Pietro quer um dinossauro de presente do Papai Noel — Foto: Reprodução
Pietro quer um dinossauro de presente do Papai Noel — Foto: Reprodução

“Eu gostaria de pedir um urso para dormir comigo, porque eu tenho muito medo quando dá tiro na minha casa. Fico deitado no chão. Preciso do meu urso para me proteger. Se não puder, pode trazer uma mochila para eu estudar”, disse Gabriel.

Contexto de violência afeta presente e futuro das crianças

 

O Natal sempre trouxe a Gabriela David Correia da Silva, hoje com 23 anos, a lembrança mais dolorosa da infância: a ausência do pai. Thiago da Costa Correia da Silva foi morto aos 19 anos, junto com outros três jovens, por policiais no Borel, no Rio, em 2003. Gabriela tinha apenas um ano.

“Nas festas de Dia dos Pais na escola eu tentava disfarçar, mas doía muito. Coisas pequenas viravam enormes pra uma criança lidar sozinha”, diz.

Estudante de pedagogia, ela enxerga na própria história como a violência molda a infância na periferia. “Crescemos cercados por medo, falta de oportunidade e violência. É como se a infância fosse encurtada.”

Para Victoria Lidiana, educadora popular e idealizadora do Coletivo OCICLO, a desigualdade limita o direito a uma infância plena.

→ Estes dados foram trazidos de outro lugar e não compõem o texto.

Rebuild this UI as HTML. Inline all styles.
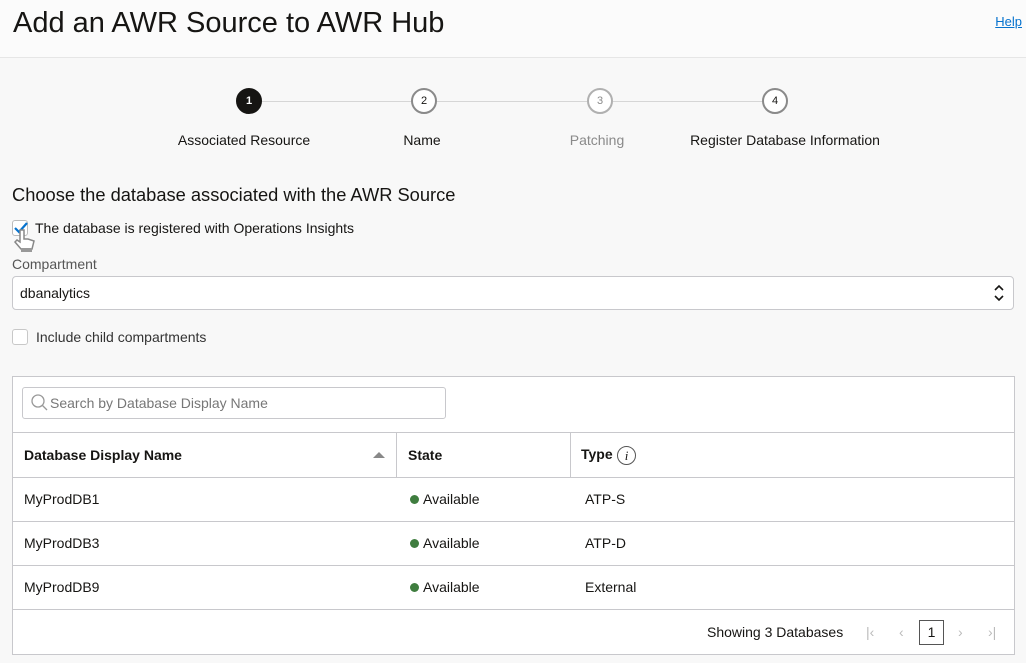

“Precisamos nos perguntar se é possível um desenvolvimento psicossocial digno em espaços historicamente vistos como ameaça. São seres humanos em formação, irreversivelmente afetados por uma gestão da vida que atribui irrelevância a determinados corpos e territórios”, afirma.

 

Ana Claudia Cifali, do Instituto Alana, reforça que proteger a infância em territórios violentos exige rever práticas de segurança pública. “Áreas com grande circulação de pessoas não podem ser cenários de operações policiais. O direito de crianças e adolescentes não pode ser colocado em risco”, diz.

Ela lembra que a violência cotidiana — de operações policiais a tiroteios que fecham escolas — fere diretamente o direito à educação e à proteção.

Para Eduardo Ribeiro, da Rede de Observatórios de Segurança, os pedidos feitos por crianças revelam a busca por algo básico: proteção.